Queen Elizabeth confirmed the initial statement which said they intend to become “financially independent”, but how they do so is a delicate balancing act. Despite trademarking Sussex Royal on over 100 items — from pencils to socks and educational initiatives — they will still be expected to adhere to certain ethical obligations and not seen to be cashing in on their royal name. And if they make the decision to remove their HRH titles, an option which is now on the table in order to ensure a clean break at a quicker pace, then the trademark is essentially worthless.
Sussex Royal is not worth very much if it’s not the genuine article, even for the most diehard royal fans who want to cosy up in a pair of socks with their names on it.
Prince Charles is said to have spent a significant amount of his personal fortune on his youngest son, covering the cost of his wedding and the renovations on their home, Frogmore Cottage in Windsor. Harry relies on the £2.3m stipend he receives from his father’s Duchy of Cornwall, which he uses for “family bills” and it’s believed he is hoping to still have access to that, at least in the short term. “He doesn’t have unlimited resources. Harry needs to know that,” a source told the Daily Mail, indicating that Charles identifies the complexities of their finances, even what is considered personal.
He inherited an estimated £20m from his late mother’s estate and as ‘Spencer money’, it’s considered private money.
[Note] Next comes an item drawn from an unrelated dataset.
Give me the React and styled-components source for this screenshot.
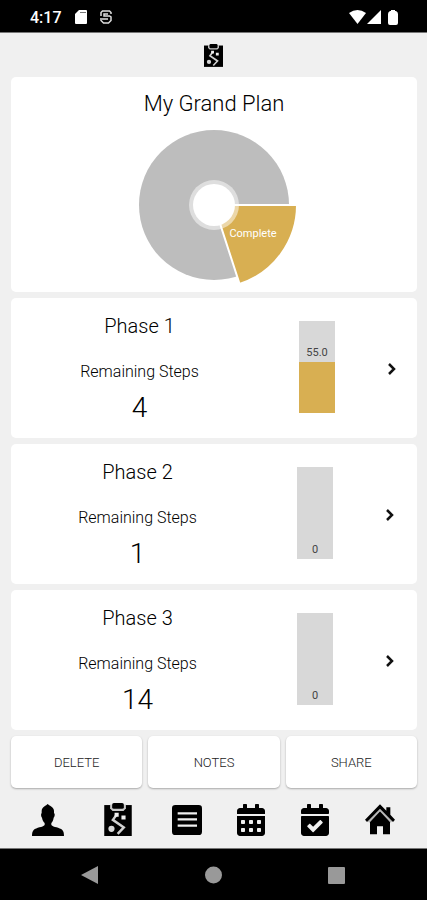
import styled, { createGlobalStyle } from "styled-components";

import { FaCalendarAlt, FaCalendarCheck } from "react-icons/fa";

const phases = [
    { name: "Phase 1", remaining: 4, percent: 55, label: "55.0" },
    { name: "Phase 2", remaining: 1, percent: 0, label: "0" },
    { name: "Phase 3", remaining: 14, percent: 0, label: "0" },
];

const PlanIcon = ({ width, height }) => (
    <svg width={width} height={height} viewBox="0 0 80 96" aria-hidden="true">
        <path fill="#000" d="M0 6h80v90H0z" />
        <path fill="#c8c8c8" d="M17 4h46v12l-7 7H24l-7-7z" />
        <rect x="23" y="0" width="34" height="17" rx="5" fill="#000" />
        <path
            d="M36 34L25 49L57 71L39 90"
            fill="none"
            stroke="#d0d0d0"
            strokeWidth="7"
        />
        <path fill="#f0f0f0" d="M30 28h12v12H30zM50 36h12v12H50z" />
        <circle cx="21" cy="75" r="9" fill="#d8d8d8" />
    </svg>
);

const PersonIcon = () => (
    <svg width="32" height="32" viewBox="0 0 96 96" aria-hidden="true">
        <path d="M47 0C51 5 65 8 66 20L66 27C70 30 68 38 65 41C64 49 61 54 58 57V63C64 70 83 70 91 78C95 82 96 89 96 96H0C0 89 1 82 5 78C13 70 32 70 38 63V57C35 54 31 49 30 41C27 38 26 30 29 27V20C30 8 43 5 47 0Z" />
    </svg>
);

const ListIcon = () => (
    <svg width="30" height="30" viewBox="0 0 90 90" aria-hidden="true">
        <rect width="90" height="90" rx="10" />
        <path
            d="M17 25H75M17 43H75M17 62H75"
            stroke="#f0f0f0"
            strokeWidth="7"
        />
    </svg>
);

const HomeIcon = () => (
    <svg width="30" height="31" viewBox="0 0 90 93" aria-hidden="true">
        <path d="M15 51L45 20L75 51V91H54V67H36V91H15Z" />
        <path
            d="M10 53L45 16L80 53"
            fill="none"
            stroke="#b8b8b8"
            strokeWidth="9"
        />
        <path d="M0 47L45 1L64 20V10H76V32L90 47L84 54L45 14L6 54Z" />
    </svg>
);

const PlanChart = () => (
    <svg
        width="166"
        height="156"
        viewBox="0 0 166 156"
        role="img"
        aria-label="Plan progress"
    >
        <circle cx="83" cy="75" r="75" fill="#bdbdbd" />
        <path
            d="M83 75H166A83 83 0 0 1 108.6 154Z"
            fill="#d8af52"
            stroke="#fff"
            strokeWidth="2"
        />
        <circle cx="83" cy="75" r="25" fill="#fff" fillOpacity="0.5" />
        <circle cx="83" cy="75" r="21" fill="#fff" />
        <text x="122" y="107" fill="#fff" fontSize="11" textAnchor="middle">
            Complete
        </text>
    </svg>
);

const StatusBar = () => (
    <StatusBarStyled>
        <time>4:17</time>
        <svg width="12" height="14" viewBox="0 0 12 14" aria-hidden="true">
            <path
                fill="#fff"
                d="M4 0h7q1 0 1 1v12q0 1-1 1H1q-1 0-1-1V4z"
            />
            <path stroke="#777" d="M5 2.5h6" />
        </svg>
        <svg width="12" height="14" viewBox="0 0 12 14" aria-hidden="true">
            <path
                d="M1 6V2.500L2.500 1H9.500L11 2.500V4M1 8V10.500L3.500 13H8.500L11 10.500V7L9.500 6H4V4H8M2 9H8"
                fill="none"
                stroke="#ddd"
                strokeWidth="1.500"
            />
        </svg>
        <div className="signals">
            <svg width="17" height="14" viewBox="0 0 17 14" aria-hidden="true">
                <path fill="#fff" d="M0 3Q8.500-3 17 3L8.500 14z" />
            </svg>
            <svg width="14" height="14" viewBox="0 0 14 14" aria-hidden="true">
                <path fill="#fff" d="M14 0V14H0z" />
            </svg>
            <svg
                className="battery"
                width="10"
                height="15"
                viewBox="0 0 10 15"
                aria-hidden="true"
            >
                <path
                    fill="#fff"
                    d="M3 0h4v1h1q2 1 2 3v9q0 2-2 2H2q-2 0-2-2V4q0-2 2-3h1z"
                />
            </svg>
        </div>
    </StatusBarStyled>
);

const PhaseCard = ({ phase }) => (
    <PhaseStyled $started={phase.percent > 0}>
        <div className="info">
            <h2>{phase.name}</h2>
            <p>Remaining Steps</p>
            <strong>{phase.remaining}</strong>
        </div>
        <Bar>
            <span>{phase.label}</span>
            <BarFill style={{ height: `${phase.percent}%` }} />
        </Bar>
        <OpenButton type="button" aria-label={`Open ${phase.name}`}>
            <svg width="8" height="12" viewBox="0 0 8 12" aria-hidden="true">
                <path
                    d="M1 1L6 6L1 11"
                    fill="none"
                    stroke="#111"
                    strokeWidth="2.500"
                />
            </svg>
        </OpenButton>
    </PhaseStyled>
);

const App = () => {
    return (
        <>
            <GlobalStyle />
            <Screen>
                <StatusBar />
                <Header>
                    <PlanIcon width="19" height="23" />
                </Header>
                <Main>
                    <PlanCard>
                        <h1>My Grand Plan</h1>
                        <PlanChart />
                    </PlanCard>
                    {phases.map((phase) => (
                        <PhaseCard key={phase.name} phase={phase} />
                    ))}
                    <Actions>
                        <ActionButton type="button">DELETE</ActionButton>
                        <ActionButton type="button">NOTES</ActionButton>
                        <ActionButton type="button">SHARE</ActionButton>
                    </Actions>
                </Main>
                <TabBar>
                    <a href="#profile" aria-label="Profile">
                        <PersonIcon />
                    </a>
                    <a className="plan" href="#plan" aria-label="Plan">
                        <PlanIcon width="28" height="33" />
                    </a>
                    <a href="#notes" aria-label="Notes">
                        <ListIcon />
                    </a>
                    <a className="calendar" href="#calendar" aria-label="Calendar">
                        <FaCalendarAlt size={32} />
                    </a>
                    <a className="calendar" href="#tasks" aria-label="Tasks">
                        <FaCalendarCheck size={32} />
                    </a>
                    <a href="#home" aria-label="Home">
                        <HomeIcon />
                    </a>
                </TabBar>
                <SystemBar>
                    <button type="button" aria-label="Back">
                        <svg width="17" height="18" viewBox="0 0 17 18">
                            <path d="M0 9L17 0V18z" />
                        </svg>
                    </button>
                    <button type="button" aria-label="Home screen">
                        <svg width="17" height="18" viewBox="0 0 17 18">
                            <circle cx="8.500" cy="9" r="8.500" />
                        </svg>
                    </button>
                    <button type="button" aria-label="Recent apps">
                        <svg width="17" height="18" viewBox="0 0 17 18">
                            <rect y="1" width="17" height="17" rx="1" />
                        </svg>
                    </button>
                </SystemBar>
            </Screen>
        </>
    );
};

export default App;

const GlobalStyle = createGlobalStyle`
    * {
        box-sizing: border-box;
    }
    body {
        margin: 0;
        background-color: #f0f0f0;
        font-family: Roboto, sans-serif;
        color: #000;
    }
    h1, h2, p {
        margin: 0;
        font-weight: 300;
    }
    button {
        border: 0;
        padding: 0;
        font-family: inherit;
        cursor: pointer;
    }
    svg {
        display: block;
    }
`;

const Screen = styled.div`
    display: flex;
    flex-direction: column;
    min-height: 100vh;
`;

const StatusBarStyled = styled.div`
    display: flex;
    align-items: center;
    gap: 13px;
    height: 33px;
    padding: 2px 29px 0 30px;
    background-color: #000;
    border-bottom: 1px solid #777;

    time {
        color: #fff;
        font-size: 16px;
        font-weight: 500;
    }
    .signals {
        display: flex;
        flex-grow: 1;
        align-items: center;
        justify-content: flex-end;
        gap: 1px;
    }
    .battery {
        margin-left: 6px;
    }
`;

const Header = styled.header`
    display: flex;
    align-items: center;
    justify-content: center;
    height: 44px;
`;

const Main = styled.main`
    display: flex;
    flex-direction: column;
    gap: 6px;
    padding: 0 10px 0 11px;
`;

const Card = styled.section`
    display: flex;
    background-color: #fff;
    border-radius: 5px;
`;

const PlanCard = styled(Card)`
    flex-direction: column;
    align-items: center;
    gap: 12px;
    padding: 13px 0 6px;

    h1 {
        font-size: 22px;
        line-height: 28px;
    }
`;

const PhaseStyled = styled(Card)`
    align-items: center;
    padding: ${({ $started }) => ($started ? "16px 8px 14px 22px" : "16px 10px 14px 20px")};

    .info {
        display: flex;
        flex-direction: column;
        flex-grow: 1;
        align-items: center;
        padding-right: 53px;
    }
    h2 {
        font-size: 20px;
        line-height: 24px;
    }
    p {
        margin: 24px 0 10px;
        font-size: 16px;
        line-height: 20px;
    }
    strong {
        font-size: 28px;
        font-weight: 300;
        line-height: 32px;
    }
`;

const Bar = styled.div`
    display: flex;
    flex-direction: column;
    justify-content: flex-end;
    width: 36px;
    height: 92px;
    margin: 0 40px 4px 0;
    background-color: #d8d8d8;

    span {
        color: #444;
        font-size: 11px;
        line-height: 18px;
        text-align: center;
    }
`;

const BarFill = styled.div`
    flex-shrink: 0;
    background-color: #d8af52;
`;

const OpenButton = styled.button`
    display: flex;
    align-items: center;
    justify-content: center;
    width: 34px;
    height: 34px;
    background: none;
`;

const Actions = styled.div`
    display: grid;
    grid-template-columns: repeat(3, 1fr);
    gap: 6px;
`;

const ActionButton = styled.button`
    height: 52px;
    border-radius: 5px;
    background-color: #fff;
    box-shadow: 0 1px 2px rgba(0, 0, 0, 0.3);
    color: #222;
    font-size: 13px;
    font-weight: 300;
`;

const TabBar = styled.nav`
    display: flex;
    flex-grow: 1;
    align-items: center;
    justify-content: space-between;
    padding: 3px 32px 0;

    a {
        color: #000;
    }
    .plan {
        padding: 0 4px;
    }
    .calendar svg {
        width: 28px;
    }
`;

const SystemBar = styled.div`
    display: flex;
    align-items: center;
    justify-content: space-between;
    height: 52px;
    padding: 0 82px 0 81px;
    background-color: #000;
    border-top: 1px solid #777;

    button {
        background: none;
    }
    svg {
        fill: #999;
    }
`;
The trust issues him an annual £450,000, and the brothers also split their mother’s extensive jewellery collection.
The Queen Mother left him an additional £6m in order to “compensate for not becoming sovereign.” He and William will split another £8m of her trust when they turn 40, as will her other great-grandchildren.
Meanwhile, Meghan retained the employment of her high-powered Hollywood agent and business manager even after she became a royal, who are reportedly brokering deals on her behalf to future-proof their finances.